As well as acquiring more control over their reproductive life, an educated female workforce should have more opportunities of employment and of earning a living wage. Studies report that the children of educated women also have better chances of survival and will become educated themselves. This pattern continuing across generations is associated with a decline in fertility rates.
A 2011 article by the Earth Policy Institute (EPI), analyzing data from the United Nations (UN), states that “countries in which more children are enrolled in school – even at the primary level – tend to have strikingly lower fertility rates.”
In particular:
“Female education is especially important. Research consistently shows that women who are empowered through education tend to have fewer children and have them later.
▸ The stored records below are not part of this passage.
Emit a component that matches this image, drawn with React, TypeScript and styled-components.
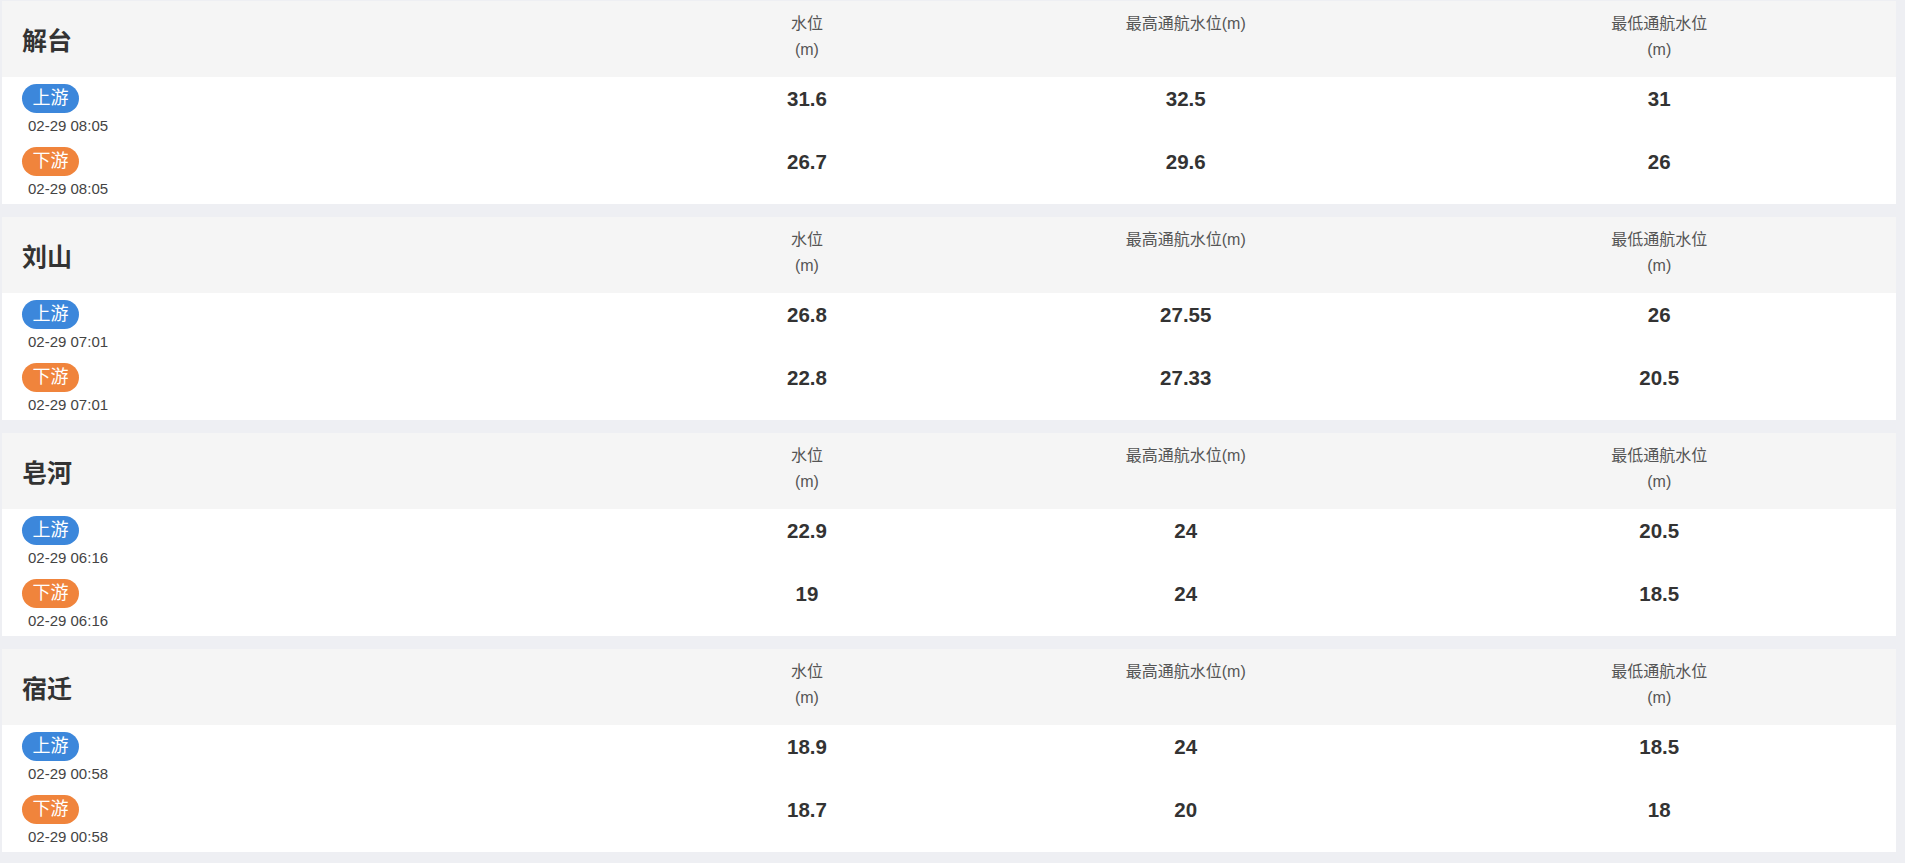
import styled, { createGlobalStyle } from "styled-components";

const GlobalStyle = createGlobalStyle`
  html, body {
    margin: 0;
    padding: 0;
    background: #eeeff3;
  }

  body {
    font-family: "Liberation Sans", "Noto Sans CJK SC", sans-serif;
    color: #333;
  }
`;

const Page = styled.div`
  padding: 1px 9px 0 2px;
`;

const Card = styled.section`
  background: #fff;
  margin-bottom: 13px;

  &:last-child {
    margin-bottom: 0;
  }
`;

const Grid = styled.div`
  display: grid;
  grid-template-columns: 35% 15% 25% 25%;
`;

const Header = styled(Grid)`
  height: 76px;
  background: #f5f5f5;
`;

const Title = styled.h2`
  margin: 0;
  padding-left: 20px;
  align-self: center;
  font-size: 25px;
  font-weight: 700;
  color: #333;
`;

const Label = styled.div`
  padding-top: 10px;
  text-align: center;
  font-size: 16px;
  line-height: 26px;
  color: #555;
`;

const Row = styled(Grid)`
  height: 63px;

  &:last-child {
    height: 64px;
  }
`;

const Gate = styled.div`
  padding: 7px 0 0 20px;
`;

const Badge = styled.span<{ $down?: boolean }>`
  display: inline-block;
  width: 57px;
  height: 29px;
  line-height: 29px;
  border-radius: 15px;
  text-align: center;
  font-size: 18px;
  color: #fff;
  background: ${(p) => (p.$down ? "#f0843c" : "#3c87db")};
`;

const Time = styled.div`
  margin: 3px 0 0 6px;
  font-size: 15px;
  line-height: 20px;
  color: #444;
`;

const Value = styled.div`
  padding-top: 8px;
  text-align: center;
  font-size: 20.5px;
  font-weight: 700;
  line-height: 28px;
  color: #333;
`;

type Level = [string, string, string];

type Station = {
  name: string;
  time: string;
  up: Level;
  down: Level;
};

const stations: Station[] = [
  { name: "解台", time: "02-29 08:05", up: ["31.6", "32.5", "31"], down: ["26.7", "29.6", "26"] },
  { name: "刘山", time: "02-29 07:01", up: ["26.8", "27.55", "26"], down: ["22.8", "27.33", "20.5"] },
  { name: "皂河", time: "02-29 06:16", up: ["22.9", "24", "20.5"], down: ["19", "24", "18.5"] },
  { name: "宿迁", time: "02-29 00:58", up: ["18.9", "24", "18.5"], down: ["18.7", "20", "18"] },
];

function LevelRow({ label, time, values, down }: { label: string; time: string; values: Level; down?: boolean }) {
  return (
    <Row>
      <Gate>
        <Badge $down={down}>{label}</Badge>
        <Time>{time}</Time>
      </Gate>
      {values.map((v, i) => (
        <Value key={i}>{v}</Value>
      ))}
    </Row>
  );
}

export default function App() {
  return (
    <Page>
      <GlobalStyle />
      {stations.map((s) => (
        <Card key={s.name}>
          <Header>
            <Title>{s.name}</Title>
            <Label>
              水位
              <br />
              (m)
            </Label>
            <Label>最高通航水位(m)</Label>
            <Label>
              最低通航水位
              <br />
              (m)
            </Label>
          </Header>
          <LevelRow label="上游" time={s.time} values={s.up} />
          <LevelRow label="下游" time={s.time} values={s.down} down />
        </Card>
      ))}
    </Page>
  );
}
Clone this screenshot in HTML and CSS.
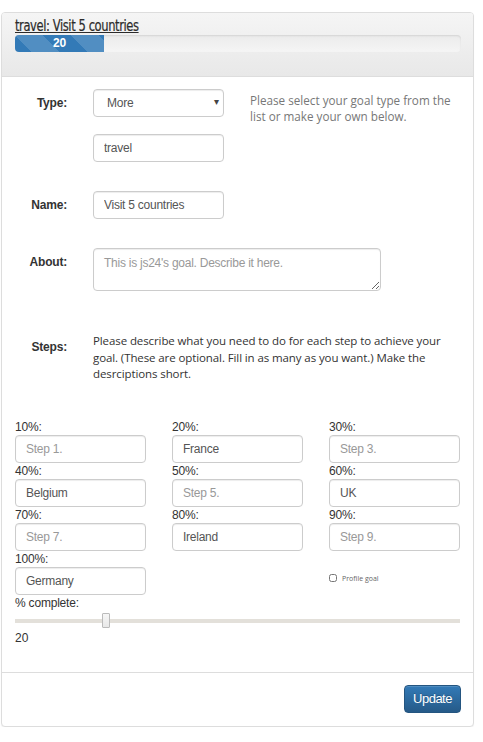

If and when they do become mothers, they tend to be healthier and raise healthier children, who then also stay in school longer. They earn more money with which to support their families, and contribute more to their communities’ economic growth. Indeed, educating girls can transform whole communities.”
The relationship between education, fertility and national poverty is a direct one. As the EPI authors add: “When mortality rates decline quickly but fertility rates fail to follow, countries can find it harder to reduce poverty.”
The UN’s 2012 Revision of the world population prospects report suggested if we make rapid reductions in family size, then it may still be possible to constrain the global population to 8 billion by 2045.
No projections are set in stone – all are contingent on what extent fertility rates will sway over the next century. And, as Prof. Holman pointed out to us, the nature of the threat posed by overpopulation has “been vigorously debated for over 200 years” with experts still not in complete accord.
For instance, in the 1980s, said Prof. Holman, the economist Julian Simon and ecologist Paul Ehrlich went on tour together, with a series of debates about the consequences of population growth.
“Ehrlich argued that continued population growth would lead to disaster for humans. Simon argued that population growth provided more people to invent new solutions to the problems confronting humans,” said Prof. Holman, adding:
“Given the trends to this point, Simon has been ‘more right.’ One simple measure of this is mortality rates, which have decreased for most human groups. The flaw in Simon’s argument may well be that we have never hit the limits of our finite earth. Positive population growth guarantees that we will, someday, hit some hard limits.”
“So that,” Prof. Holman concluded, “is the long term.”